March 26, 1665
A Shot Through the Sermon

Richard Baxter and the Shot at the Gospel Meeting (March 26, 1665)

On March 26, 1665, Richard Baxter (1615–1691), a devoted English pastor and writer, preached in a private house while hostility toward gospel meetings was rising. Such gatherings—often held outside official parish structures—were increasingly watched, restricted, and sometimes threatened. During the message, a bullet was fired into the room. It tore through the air near Baxter and narrowly missed the head of his sister-in-law, turning a place of quiet exhortation into an instant of violent alarm.

Baxter later recorded the incident with sober clarity, not as a tale of bravado, but as a reminder of life’s frailty and the Lord’s preserving hand. The moment exposed how quickly a servant of Christ may be called to suffer, and how swiftly God may restrain evil. “The LORD is my light and my salvation—whom shall I fear?” (Psalm 27:1). The danger was real, yet the greater reality was the governance of God over every breath and hour.

Private Houses, Public Pressure, and Steadfast Ministry

Private houses became important refuges for preaching and prayer when public doors closed. These meetings were not merely political statements; they were efforts to keep the Word central, to call sinners to repentance, and to strengthen believers in faith and holiness. In that setting, the bullet served as a crude attempt to intimidate and scatter hearers. It did not succeed.

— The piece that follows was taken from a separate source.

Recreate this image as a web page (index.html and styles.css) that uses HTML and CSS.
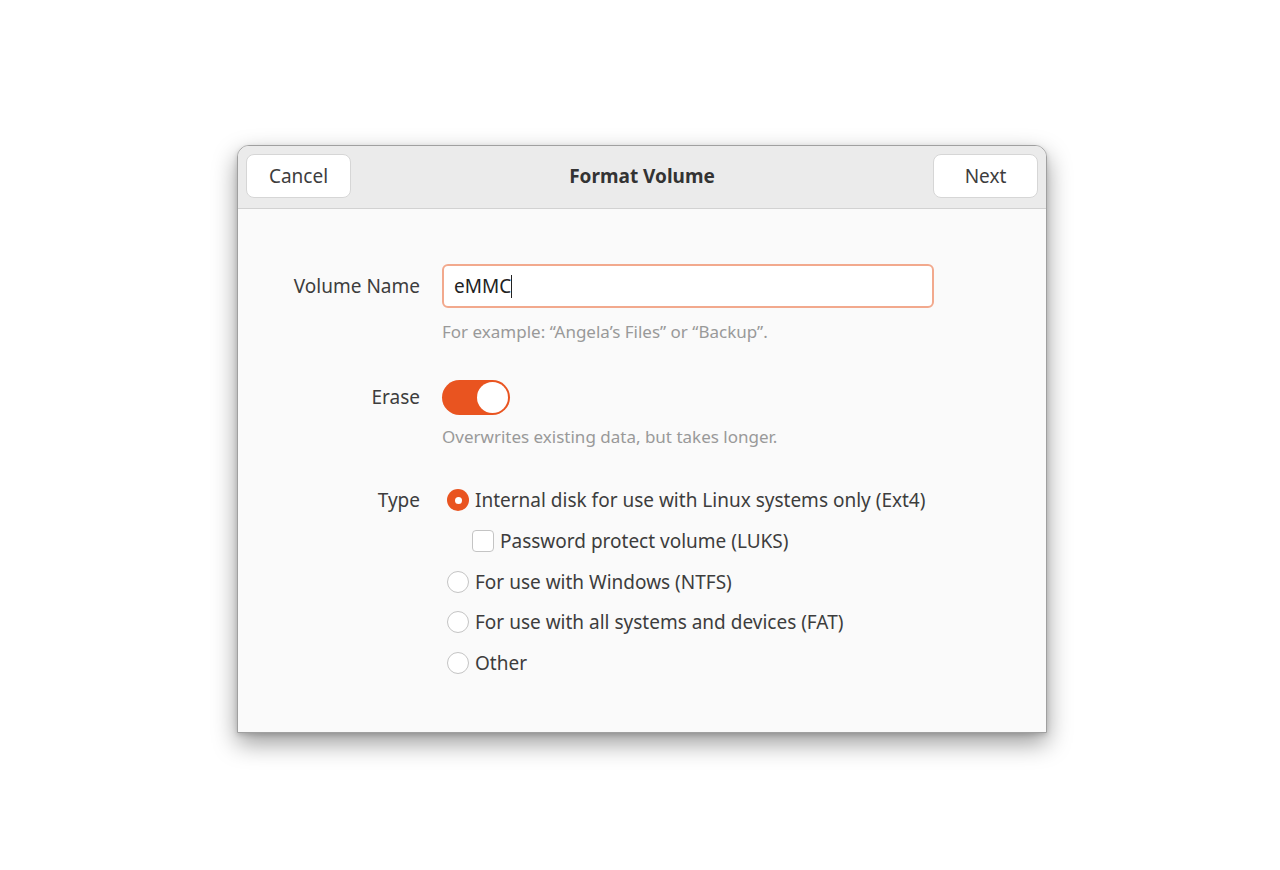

Baxter continued his ministry with calm courage. His steadiness displayed not a hardened indifference to danger, but a shepherd’s resolve to feed Christ’s flock. In a time when fear could silence testimony, he urged hearers to repentance, faith, and steadfastness, embodying the counsel, “Be alert and sober-minded. Your adversary the devil prowls around like a roaring lion, seeking someone to devour” (1 Peter 5:8).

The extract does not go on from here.